▶ _Set task_
State how many lines contain the string "this", and write nothing else.
[begin Input rows]
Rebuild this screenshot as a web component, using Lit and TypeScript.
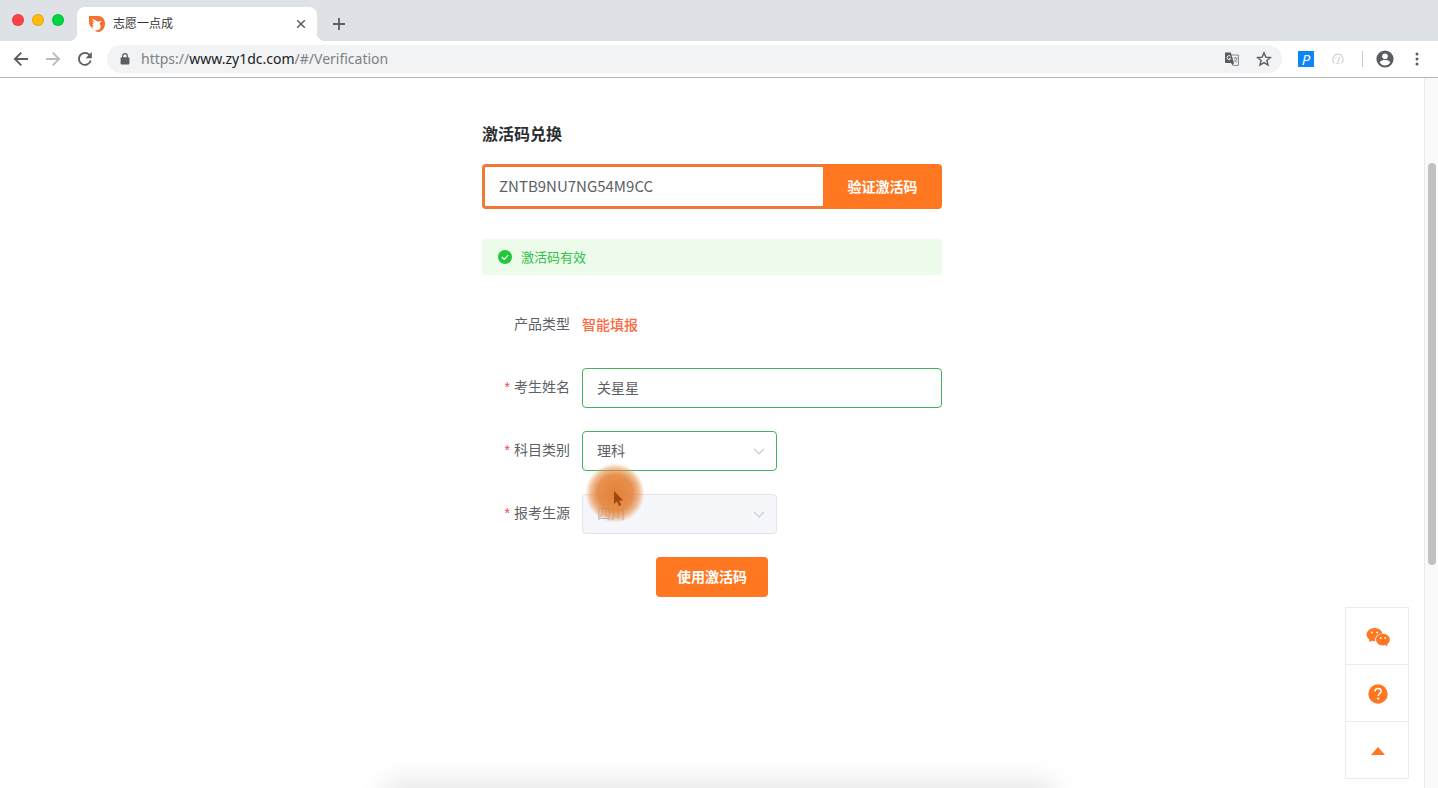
[end Input rows]
[begin Input rows]
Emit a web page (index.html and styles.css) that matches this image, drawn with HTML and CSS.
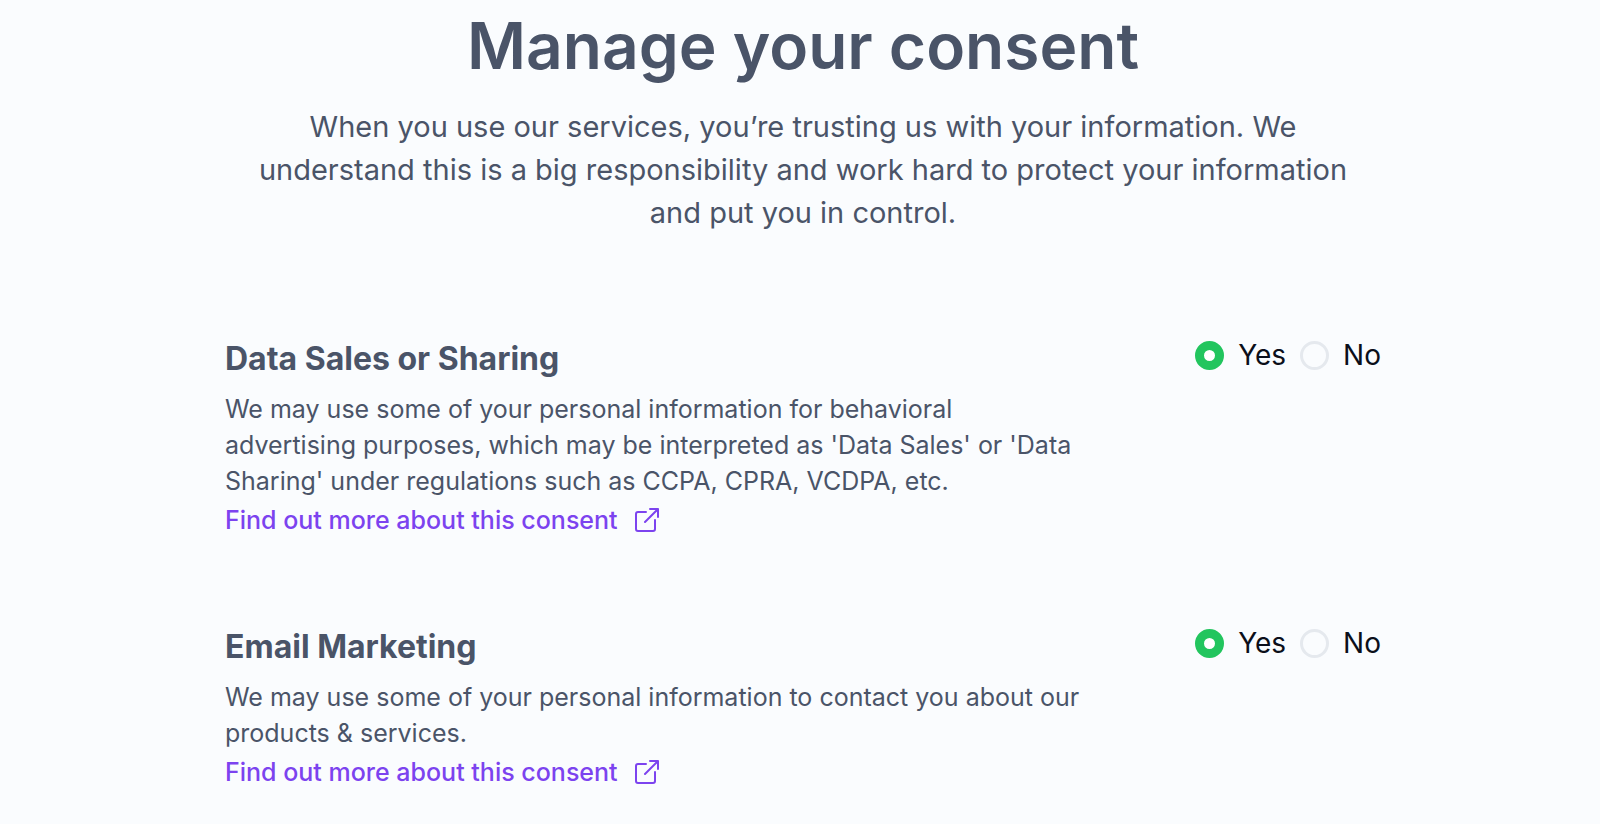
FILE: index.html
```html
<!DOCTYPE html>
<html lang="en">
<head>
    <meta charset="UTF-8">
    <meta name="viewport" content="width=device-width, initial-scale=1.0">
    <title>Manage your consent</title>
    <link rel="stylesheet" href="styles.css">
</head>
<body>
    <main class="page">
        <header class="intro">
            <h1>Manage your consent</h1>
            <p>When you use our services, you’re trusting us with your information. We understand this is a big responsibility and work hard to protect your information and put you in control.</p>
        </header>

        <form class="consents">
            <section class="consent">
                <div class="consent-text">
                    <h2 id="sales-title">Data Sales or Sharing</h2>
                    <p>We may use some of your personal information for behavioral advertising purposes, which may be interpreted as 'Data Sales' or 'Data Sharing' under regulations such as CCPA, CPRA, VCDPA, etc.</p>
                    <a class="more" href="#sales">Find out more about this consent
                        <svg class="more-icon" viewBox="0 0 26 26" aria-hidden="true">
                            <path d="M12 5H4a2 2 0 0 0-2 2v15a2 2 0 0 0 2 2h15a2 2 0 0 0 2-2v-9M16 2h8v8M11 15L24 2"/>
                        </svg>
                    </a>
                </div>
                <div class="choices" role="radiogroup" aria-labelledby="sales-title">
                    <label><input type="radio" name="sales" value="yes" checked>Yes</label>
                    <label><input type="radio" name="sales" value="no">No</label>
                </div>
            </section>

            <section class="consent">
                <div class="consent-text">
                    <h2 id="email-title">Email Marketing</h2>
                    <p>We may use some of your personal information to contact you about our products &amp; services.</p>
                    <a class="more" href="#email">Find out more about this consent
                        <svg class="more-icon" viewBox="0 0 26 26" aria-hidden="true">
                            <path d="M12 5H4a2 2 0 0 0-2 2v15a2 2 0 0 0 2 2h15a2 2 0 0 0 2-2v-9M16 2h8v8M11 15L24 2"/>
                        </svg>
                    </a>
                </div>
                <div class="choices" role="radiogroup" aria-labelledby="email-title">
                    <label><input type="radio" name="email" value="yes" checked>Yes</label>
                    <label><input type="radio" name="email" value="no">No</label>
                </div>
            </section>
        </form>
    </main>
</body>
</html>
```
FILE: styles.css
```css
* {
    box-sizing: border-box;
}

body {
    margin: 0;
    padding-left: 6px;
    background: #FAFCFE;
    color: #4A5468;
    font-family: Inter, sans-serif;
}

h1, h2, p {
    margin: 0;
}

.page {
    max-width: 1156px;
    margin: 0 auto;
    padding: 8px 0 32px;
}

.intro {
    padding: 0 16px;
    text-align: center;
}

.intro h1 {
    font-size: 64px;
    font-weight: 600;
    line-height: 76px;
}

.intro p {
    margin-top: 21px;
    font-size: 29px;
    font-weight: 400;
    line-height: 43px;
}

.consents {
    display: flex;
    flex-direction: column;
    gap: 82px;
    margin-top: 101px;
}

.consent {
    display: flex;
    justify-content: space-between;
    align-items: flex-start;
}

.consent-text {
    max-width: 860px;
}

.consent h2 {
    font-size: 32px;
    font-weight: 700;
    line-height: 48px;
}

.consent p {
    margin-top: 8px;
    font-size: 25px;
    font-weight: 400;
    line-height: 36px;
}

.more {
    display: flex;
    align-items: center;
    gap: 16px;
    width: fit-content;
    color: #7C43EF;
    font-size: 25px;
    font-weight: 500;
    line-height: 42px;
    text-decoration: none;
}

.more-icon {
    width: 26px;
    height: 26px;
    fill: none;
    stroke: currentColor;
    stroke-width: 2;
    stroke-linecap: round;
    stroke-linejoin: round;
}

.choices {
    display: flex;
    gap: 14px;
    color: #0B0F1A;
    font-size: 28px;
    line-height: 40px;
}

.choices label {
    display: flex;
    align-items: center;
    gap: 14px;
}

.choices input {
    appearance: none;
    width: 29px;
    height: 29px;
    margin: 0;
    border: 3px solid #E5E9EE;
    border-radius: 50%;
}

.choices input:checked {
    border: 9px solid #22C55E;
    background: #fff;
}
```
[end Input rows]
▶ _Solution_
5